Stress and poverty experienced during childhood could have a negative impact on the ability to regulate emotions in adulthood, according to a small new study.
The research, published in the journal Proceedings of the National Academy of Sciences, showed that children who grew up poor were more likely to experience emotional regulation problems later on in adulthood, and also had differences in activity in certain brain regions.
"Our findings suggest that the stress-burden of growing up poor may be an underlying mechanism that accounts for the relationship between poverty as a child and how well your brain works as an adult," study researcher Dr. K. Luan Phan, a professor of psychiatry at University of Illinois at Chicago College of Medicine, said in a statement. Phan worked with colleagues at Cornell University, the University of Michigan and the University of Denver on the study.
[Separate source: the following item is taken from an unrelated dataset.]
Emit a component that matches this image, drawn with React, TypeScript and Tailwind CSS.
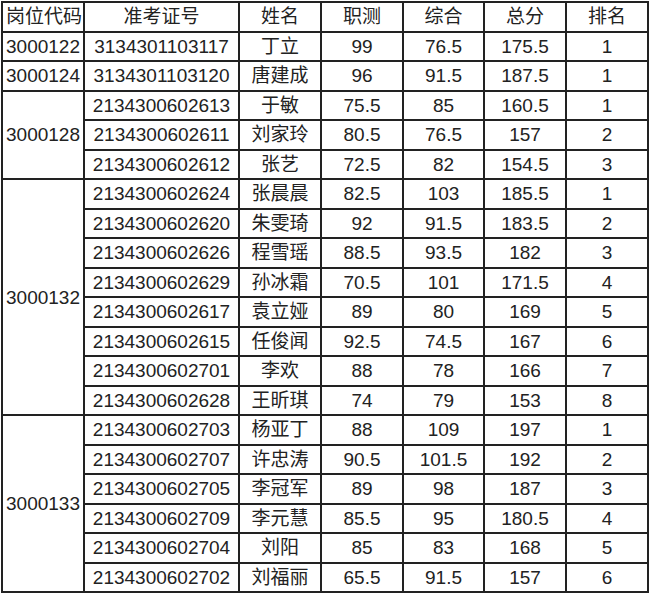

Forty-nine people were included in the study, about half of whom came from low-income families. They were followed from age 9 -- the age at which researchers took note of their poverty status -- until age 24. Researchers also noted the participants' parent-child interactions, stress responses, and exposures to stressors.
At age 24, they had the participants undergo brain imaging while completing a task where they had to try to stop themselves from having a negative emotion in reaction to seeing a picture.
Researchers found an association between lower family income during childhood and higher amygdala activity (which is involved in fear and negative emotions) and lower prefrontal cortex activity (which is involved in negative emotion regulation).
Plus, the more stress the participants experienced while growing up -- measured at ages 9, 13 and 17 -- the stronger the relationship was between the brain activity and childhood poverty status.
The findings are especially important, given one in five children lived below the poverty level in 2011, according to a report released last year, as reported by Reuters.
In 2008, a study showed that 9- and 10-year-olds from low-income families had worse prefrontal cortex brain functioning than wealthier kids.
"It is a similar pattern to what's seen in patients with strokes that have led to lesions in their prefrontal cortex," the researcher of that study, Mark Kishiyama, a cognitive psychologist at the University of California-Berkeley, told USA Today. "It suggests that in these kids, prefrontal function is reduced or disrupted in some way."